Abstract

Nearly all common density functional approximations fail to properly describe dispersion interactions responsible for binding in van der Waals complexes. Empirical corrections can fix some of the failures but cannot fully grasp the complex physics and may not be reliable for systems dissimilar to the fitting set. In contrast, the recently proposed nonlocal van der Waals density functional (vdW-DF) was derived from first principles, describes dispersion interactions in a seamless fashion, and yields the correct asymptotics. Implementation of this functional is somewhat cumbersome: Nonlocal dependence on the electron density requires numerical double integration over the space variables and functional derivatives are nontrivial.
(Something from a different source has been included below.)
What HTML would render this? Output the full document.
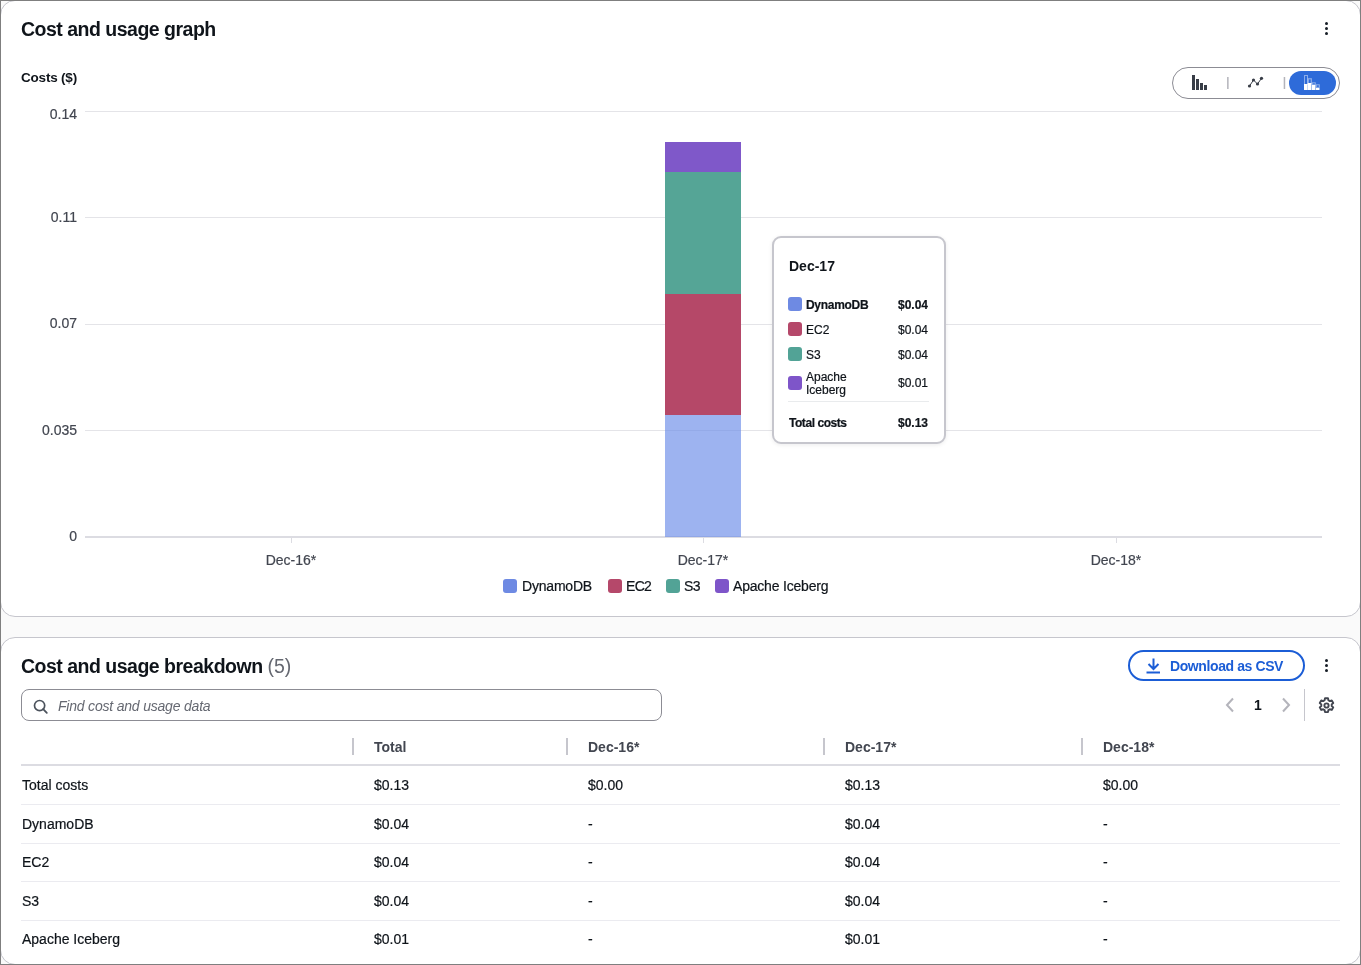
<!DOCTYPE html>
<html><head><meta charset="utf-8">
<style>
*{margin:0;padding:0;box-sizing:border-box}
html,body{width:1361px;height:965px;overflow:hidden;background:#fff}
body{font-family:"Liberation Sans",sans-serif;color:#0f141a;position:relative}
#root{position:absolute;left:0;top:0;width:1361px;height:965px;will-change:transform;background:#fff}
.td,.ax,.tt,.leg{-webkit-text-stroke:0.2px currentColor}
#bg{position:absolute;left:0;top:0;width:1361px;height:965px;background:#fafafa}
#frame{position:absolute;left:0;top:0;width:1361px;height:965px;border:1px solid #7f7f7f;z-index:10}
.card{position:absolute;left:0;width:1361px;background:#fff;border:1px solid #c6c6cd;border-radius:15px}
.t{position:absolute;white-space:nowrap;line-height:1}
.h2{font-weight:bold;font-size:19.5px;letter-spacing:-0.5px;color:#0f141a}
.ax{font-size:14px;color:#424650}
.axr{text-align:right;width:60px}
.xl{text-align:center;width:100px}
.grid{position:absolute;left:85px;width:1237px;height:1px;background:#e4e4e8}
.tick{position:absolute;width:1px;height:5px;top:538px;background:#dcdce2}
.dots{position:absolute;width:3px;height:13px}
.dots i{position:absolute;left:0;width:3.1px;height:3.1px;border-radius:50%;background:#161d26}
.seg{position:absolute;left:665px;width:76px}
.sq{position:absolute;width:14px;height:14px;border-radius:3px}
.tt{font-size:12px;color:#0f141a}
.b{font-weight:bold}
.vline{position:absolute;width:2px;background:#c6c6cd}
.hline{position:absolute;left:21px;width:1319px;height:1px;background:#ebebf0}
.td{font-size:14px;color:#0f141a}
.th{font-size:14px;font-weight:bold;color:#424650}
</style></head>
<body>
<div id="root">
<div id="bg"></div>
<div class="card" style="top:0;height:617px"></div>
<div class="card" style="top:637px;height:328px"></div>
<div id="frame"></div>

<!-- ============ Card 1 ============ -->
<div class="t h2" style="left:21px;top:20px">Cost and usage graph</div>
<div class="dots" style="left:1325px;top:21.6px"><i style="top:0"></i><i style="top:5.4px"></i><i style="top:10.8px"></i></div>

<div class="t b" style="left:21px;top:71px;font-size:13.5px;letter-spacing:-0.2px;color:#0f141a">Costs ($)</div>

<!-- toggle -->
<div style="position:absolute;left:1172px;top:67px;width:168px;height:32px;border:1px solid #8c8c94;border-radius:16px;background:#fff"></div>
<svg style="position:absolute;left:1226px;top:77px" width="4" height="12"><rect x="1.1" y="0" width="1.5" height="12" fill="#b4b4bb"/></svg>
<svg style="position:absolute;left:1283px;top:77px" width="4" height="12"><rect x="0.7" y="0" width="1.5" height="12" fill="#b4b4bb"/></svg>
<div style="position:absolute;left:1289px;top:71px;width:47px;height:24px;border-radius:12px;background:#2e6bd9"></div>
<svg style="position:absolute;left:1190px;top:74px" width="18" height="17" viewBox="0 0 18 17">
  <rect x="2" y="1" width="3" height="15" fill="#383d47"/>
  <rect x="6" y="5" width="3" height="11" fill="#383d47"/>
  <rect x="10" y="9" width="3" height="7" fill="#383d47"/>
  <rect x="14" y="11" width="3" height="5" fill="#383d47"/>
</svg>
<svg style="position:absolute;left:1247px;top:76px" width="17" height="13" viewBox="0 0 17 13">
  <polyline points="2.5,10 6.5,4 10.5,8 14.5,2.3" fill="none" stroke="#383d47" stroke-width="1"/>
  <circle cx="2.5" cy="10" r="1.6" fill="#383d47"/><circle cx="6.5" cy="4" r="1.6" fill="#383d47"/>
  <circle cx="10.5" cy="8" r="1.6" fill="#383d47"/><circle cx="14.5" cy="2.3" r="1.6" fill="#383d47"/>
</svg>
<svg style="position:absolute;left:1304px;top:75px" width="16" height="15" viewBox="0 0 16 15">
  <rect x="0.5" y="0.5" width="3" height="9" fill="none" stroke="#fff" stroke-opacity="0.45" stroke-width="1"/>
  <rect x="0" y="9" width="3.6" height="6" fill="#fff"/>
  <rect x="4.3" y="3.8" width="3" height="5" fill="none" stroke="#fff" stroke-opacity="0.45" stroke-width="1.2"/>
  <rect x="3.8" y="8" width="3.6" height="7" fill="#fff"/>
  <rect x="8.3" y="7.8" width="3" height="2" fill="none" stroke="#fff" stroke-opacity="0.45" stroke-width="1"/>
  <rect x="7.9" y="10" width="3.6" height="5" fill="#fff"/>
  <rect x="12.3" y="9.8" width="3" height="2.6" fill="none" stroke="#fff" stroke-opacity="0.45" stroke-width="1"/>
  <rect x="11.9" y="13" width="3.6" height="2" fill="#fff"/>
  <rect x="3.6" y="9" width="0.4" height="6" fill="#fff" fill-opacity="0.5"/>
  <rect x="7.5" y="10" width="0.4" height="5" fill="#fff" fill-opacity="0.5"/>
</svg>

<!-- gridlines -->
<div class="grid" style="top:111px"></div>
<div class="grid" style="top:217px"></div>
<div class="grid" style="top:324px"></div>
<div class="grid" style="top:430px"></div>
<div class="grid" style="top:536px;height:2px;background:#dcdce2"></div>

<div class="t ax axr" style="left:17px;top:107px">0.14</div>
<div class="t ax axr" style="left:17px;top:210px">0.11</div>
<div class="t ax axr" style="left:17px;top:316px">0.07</div>
<div class="t ax axr" style="left:17px;top:423px">0.035</div>
<div class="t ax axr" style="left:17px;top:529px">0</div>

<!-- bar -->
<div class="seg" style="top:142px;height:30px;background:#7f58c9"></div>
<div class="seg" style="top:172px;height:122px;background:#55a596"></div>
<div class="seg" style="top:294px;height:121px;background:#b54868"></div>
<div class="seg" style="top:415px;height:122px;background:rgba(104,138,232,0.65)"></div>

<div class="tick" style="left:291px"></div>
<div class="tick" style="left:703px"></div>
<div class="tick" style="left:1116px"></div>
<div class="t ax xl" style="left:241px;top:553px">Dec-16*</div>
<div class="t ax xl" style="left:653px;top:553px">Dec-17*</div>
<div class="t ax xl" style="left:1066px;top:553px">Dec-18*</div>

<!-- legend -->
<div class="sq" style="left:503px;top:579px;background:#6e8ae3"></div>
<div class="t leg" style="left:522px;top:579px;font-size:14px;letter-spacing:-0.2px">DynamoDB</div>
<div class="sq" style="left:608px;top:579px;background:#b5486a"></div>
<div class="t leg" style="left:626px;top:579px;font-size:14px;letter-spacing:-0.7px">EC2</div>
<div class="sq" style="left:666px;top:579px;background:#52a396"></div>
<div class="t leg" style="left:684px;top:579px;font-size:14px;letter-spacing:-0.5px">S3</div>
<div class="sq" style="left:715px;top:579px;background:#7e55c9"></div>
<div class="t leg" style="left:733px;top:579px;font-size:14px;letter-spacing:-0.2px">Apache Iceberg</div>

<!-- tooltip -->
<div style="position:absolute;left:772px;top:236px;width:174px;height:208px;border:2px solid #c6c6cd;border-radius:9px;background:#fff;box-shadow:0 1px 4px rgba(0,7,22,0.08)"></div>
<div class="t b" style="left:789px;top:259px;font-size:14px">Dec-17</div>
<div class="sq" style="left:788px;top:297px;background:#6e8ae3"></div>
<div class="t tt b" style="left:806px;top:299px;letter-spacing:-0.3px">DynamoDB</div>
<div class="t tt b" style="left:898px;top:299px">$0.04</div>
<div class="sq" style="left:788px;top:322px;background:#b5486a"></div>
<div class="t tt" style="left:806px;top:324px">EC2</div>
<div class="t tt" style="left:898px;top:324px">$0.04</div>
<div class="sq" style="left:788px;top:347px;background:#52a396"></div>
<div class="t tt" style="left:806px;top:349px">S3</div>
<div class="t tt" style="left:898px;top:349px">$0.04</div>
<div class="sq" style="left:788px;top:376px;background:#7e55c9"></div>
<div class="t tt" style="left:806px;top:371px">Apache</div>
<div class="t tt" style="left:806px;top:384px">Iceberg</div>
<div class="t tt" style="left:898px;top:377px">$0.01</div>
<div style="position:absolute;left:788px;top:401px;width:141px;height:1px;background:#e9ebed"></div>
<div class="t tt b" style="left:789px;top:417px;letter-spacing:-0.45px">Total costs</div>
<div class="t tt b" style="left:898px;top:417px">$0.13</div>

<!-- ============ Card 2 ============ -->
<div class="t h2" style="left:21px;top:657px">Cost and usage breakdown <span style="font-weight:normal;color:#656871;letter-spacing:0">(5)</span></div>

<div style="position:absolute;left:1128px;top:650px;width:177px;height:31px;border:2px solid #1b5dd6;border-radius:16px;background:#fff"></div>
<svg style="position:absolute;left:1145px;top:657px" width="17" height="17" viewBox="0 0 17 17">
  <path d="M8.5 1.5 V11.5 M3.5 7 L8.5 12 L13.5 7" fill="none" stroke="#1b5dd6" stroke-width="2"/>
  <path d="M1.5 15.5 H15" stroke="#1b5dd6" stroke-width="2"/>
</svg>
<div class="t b" style="left:1170px;top:659px;font-size:14px;color:#1b5dd6;letter-spacing:-0.4px">Download as CSV</div>
<div class="dots" style="left:1325px;top:658.5px"><i style="top:0"></i><i style="top:5.2px"></i><i style="top:10.4px"></i></div>

<!-- search -->
<div style="position:absolute;left:21px;top:689px;width:641px;height:32px;border:1px solid #8c8c94;border-radius:8px;background:#fff"></div>
<svg style="position:absolute;left:32px;top:698px" width="17" height="17" viewBox="0 0 17 17">
  <circle cx="7.6" cy="7.6" r="5.1" fill="none" stroke="#4b525c" stroke-width="1.7"/>
  <path d="M11.2 11.2 L14.8 14.8" stroke="#4b525c" stroke-width="1.8" stroke-linecap="round"/>
</svg>
<div class="t" style="left:58px;top:699px;font-size:14px;font-style:italic;color:#656871;letter-spacing:-0.2px">Find cost and usage data</div>

<!-- pagination -->
<svg style="position:absolute;left:1224px;top:697px" width="12" height="16" viewBox="0 0 12 16">
  <path d="M9 1.5 L3 8 L9 14.5" fill="none" stroke="#b4b4bb" stroke-width="2"/>
</svg>
<div class="t b" style="left:1254px;top:698px;font-size:14px">1</div>
<svg style="position:absolute;left:1280px;top:697px" width="12" height="16" viewBox="0 0 12 16">
  <path d="M3 1.5 L9 8 L3 14.5" fill="none" stroke="#b4b4bb" stroke-width="2"/>
</svg>
<div style="position:absolute;left:1304px;top:689px;width:1px;height:32px;background:#c6c6cd"></div>
<svg style="position:absolute;left:1318px;top:697px" width="17" height="17" viewBox="0 0 16 16">
  <path d="M6.6 1.2 h2.8 l0.4 1.9 1.3 0.75 1.85 -0.6 1.4 2.4 -1.45 1.3 v1.5 l1.45 1.3 -1.4 2.4 -1.85 -0.6 -1.3 0.75 -0.4 1.9 h-2.8 l-0.4 -1.9 -1.3 -0.75 -1.85 0.6 -1.4 -2.4 1.45 -1.3 v-1.5 l-1.45 -1.3 1.4 -2.4 1.85 0.6 1.3 -0.75 z" fill="none" stroke="#424650" stroke-width="1.8" stroke-linejoin="round"/>
  <circle cx="8" cy="8" r="2" fill="none" stroke="#424650" stroke-width="1.8"/>
</svg>

<!-- table header -->
<div class="vline" style="left:352px;top:738px;height:17px"></div>
<div class="vline" style="left:566px;top:738px;height:17px"></div>
<div class="vline" style="left:823px;top:738px;height:17px"></div>
<div class="vline" style="left:1081px;top:738px;height:17px"></div>
<div class="t th" style="left:374px;top:740px">Total</div>
<div class="t th" style="left:588px;top:740px">Dec-16*</div>
<div class="t th" style="left:845px;top:740px">Dec-17*</div>
<div class="t th" style="left:1103px;top:740px">Dec-18*</div>
<div class="hline" style="top:764px;height:2px;background:#dcdce2"></div>

<!-- rows -->
<div class="t td" style="left:22px;top:778px">Total costs</div>
<div class="t td" style="left:374px;top:778px">$0.13</div>
<div class="t td" style="left:588px;top:778px">$0.00</div>
<div class="t td" style="left:845px;top:778px">$0.13</div>
<div class="t td" style="left:1103px;top:778px">$0.00</div>
<div class="hline" style="top:804px"></div>

<div class="t td" style="left:22px;top:817px">DynamoDB</div>
<div class="t td" style="left:374px;top:817px">$0.04</div>
<div class="t td" style="left:588px;top:817px">-</div>
<div class="t td" style="left:845px;top:817px">$0.04</div>
<div class="t td" style="left:1103px;top:817px">-</div>
<div class="hline" style="top:843px"></div>

<div class="t td" style="left:22px;top:855px">EC2</div>
<div class="t td" style="left:374px;top:855px">$0.04</div>
<div class="t td" style="left:588px;top:855px">-</div>
<div class="t td" style="left:845px;top:855px">$0.04</div>
<div class="t td" style="left:1103px;top:855px">-</div>
<div class="hline" style="top:881px"></div>

<div class="t td" style="left:22px;top:894px">S3</div>
<div class="t td" style="left:374px;top:894px">$0.04</div>
<div class="t td" style="left:588px;top:894px">-</div>
<div class="t td" style="left:845px;top:894px">$0.04</div>
<div class="t td" style="left:1103px;top:894px">-</div>
<div class="hline" style="top:920px"></div>

<div class="t td" style="left:22px;top:932px">Apache Iceberg</div>
<div class="t td" style="left:374px;top:932px">$0.01</div>
<div class="t td" style="left:588px;top:932px">-</div>
<div class="t td" style="left:845px;top:932px">$0.01</div>
<div class="t td" style="left:1103px;top:932px">-</div>

</div>
</body></html>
This paper shows how vdW-DF can be implemented self-consistently with Gaussian basis functions. The gradients of the energy with respect to nuclear displacements have also been derived and coded, enabling efficient geometry optimizations. We test the vdW-DF correlation functional in combination with several exchange approximations. We also study the sensitivity of the method to the basis set size and to the quality of the numerical quadrature grid. For weakly interacting systems, acceptable accuracy in semilocal exchange is achieved only with fine grids, whereas for nonlocal vdW-DF correlation even rather coarse grids are sufficient. The current version of vdW-DF is not well suited for pairing with Hartree-Fock exchange, leading to considerable overbinding.